Eén van de eerste associaties die ik heb met bloemen is, hoe vreemd het ook moge klinken, de anjer van Prins Bernhard. Zonder nu op het boeiende, of bloeiende, leven van wijlen de prins-gemaal in te gaan, is het een feit dat de associatie van bloemen met distinctie - en ik ga er maar vanuit dat het Bernhard daarom te doen was - een veel oudere is. De Portugese Joden van Amsterdam waren van oudsher geïnteresseerd in bloemmotieven. Er is voor dit onderwerp eigenlijk relatief weinig belangstelling getoond in de literatuur over de Amsterdamse Portugees-Joodse geschiedenis. Zelf heb ik wel eens de aandacht gevestigd op het feit dat het merendeel van de eenbladshandschriften, die in Portugese kring gemaakt zijn, voorzien is van bloemversieringen. Hierbij is te denken aan huwelijkscontracten, aan Esther-rollen, maar ook en vooral aan gelegenheidsgedichten en Omerkalenders.
Eén van de mooiste voorbeelden hiervan is een huwelijksgedicht uit de Bibliotheca Rosenthaliana, dat jaren in de oude studiezaal van de bibliotheek aan het Singel heeft gehangen. Het heet Otot Ha-ahavah, tekenen van liefde, en bezingt het huwelijk tussen Jacob, zoon van Joseph Teixeira de Mattos en Sarah, dochter van Isaac Levi Ximenes in 1748. Het is geschreven door een beroemde kunstenaar, Joseph Siprut de Gabai, die bijvoorbeeld ook verantwoordelijk is voor een fraaie, vergelijkbaar versierde Omerkalender in de Bibliotheek Ets Haim/Livraria Montezinos.
Een ander voorbeeld is de zogenaamde Montalto Megillah uit 1686, versierd en gekopieerd door Raphael Montalto, nazaat van de beroemde arts Elijah Montalto. Deze rol wordt bewaard in de New York Public Library. Vergelijkbare bloemmotieven treft men ook aan op veel Sefardische graven in Ouderkerk aan de Amstel.

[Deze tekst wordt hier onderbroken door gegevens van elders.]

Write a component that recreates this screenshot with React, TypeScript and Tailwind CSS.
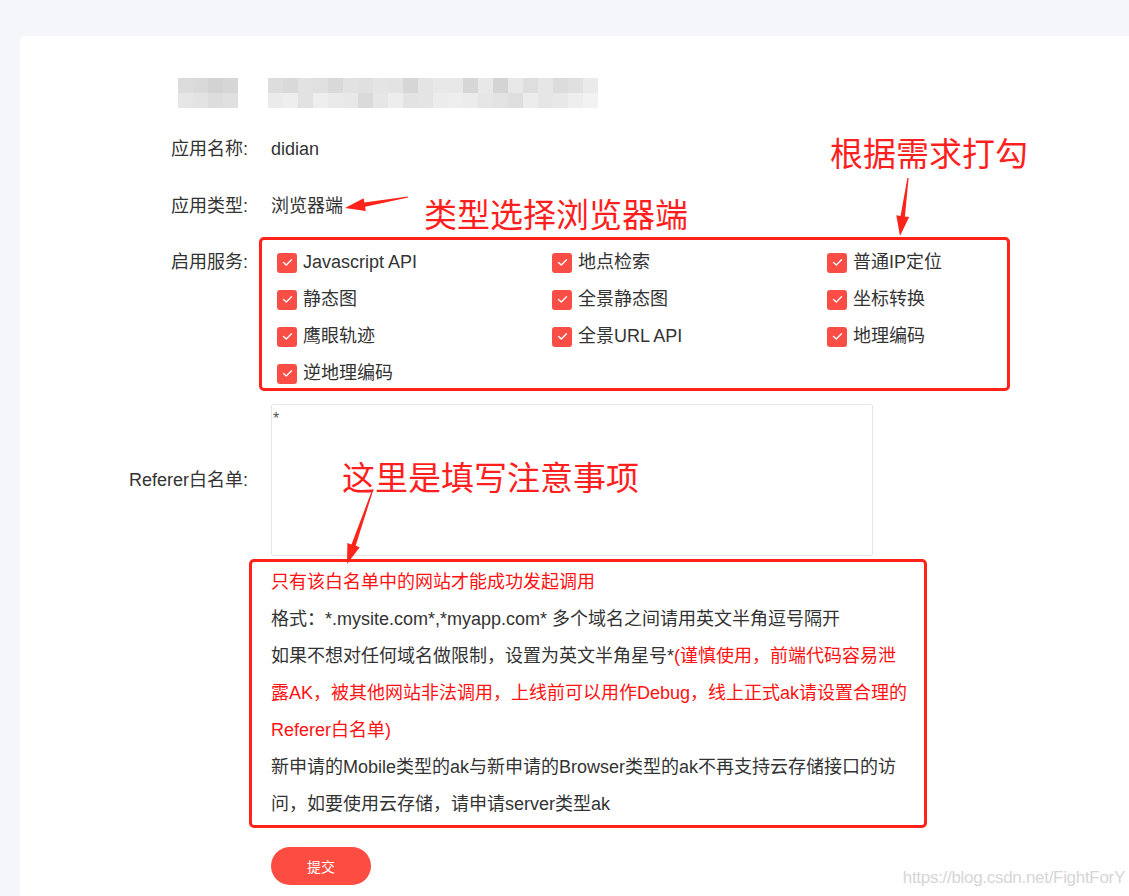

In de aanloop naar de tentoonstelling “Een Reis door Joodse Werelden”, die nog tot 17 januari 2010 in de Bijzondere Collecties van de Universiteit van Amsterdam te zien is, heb ik ook een kleine dertig boeken opgenomen uit de Bibliotheca Rosenthaliana. Die heb ik laten uitzoeken door mijn illustere voorganger Adri Offenberg, die daarbij ook wees op het veelvuldig voorkomen van bloemmotieven op gedrukte boeken van de Amsterdamse Portugese Joden. Ik ben er niet in geslaagd die ook werkelijk als zodanig te exposeren, maar het is wel iets wat aandacht behoeft. Wie zich geroepen voelt, zou de wand met Rosenthaliana-boeken in deze expositie ook eens met een gebloemde bril kunnen bekijken.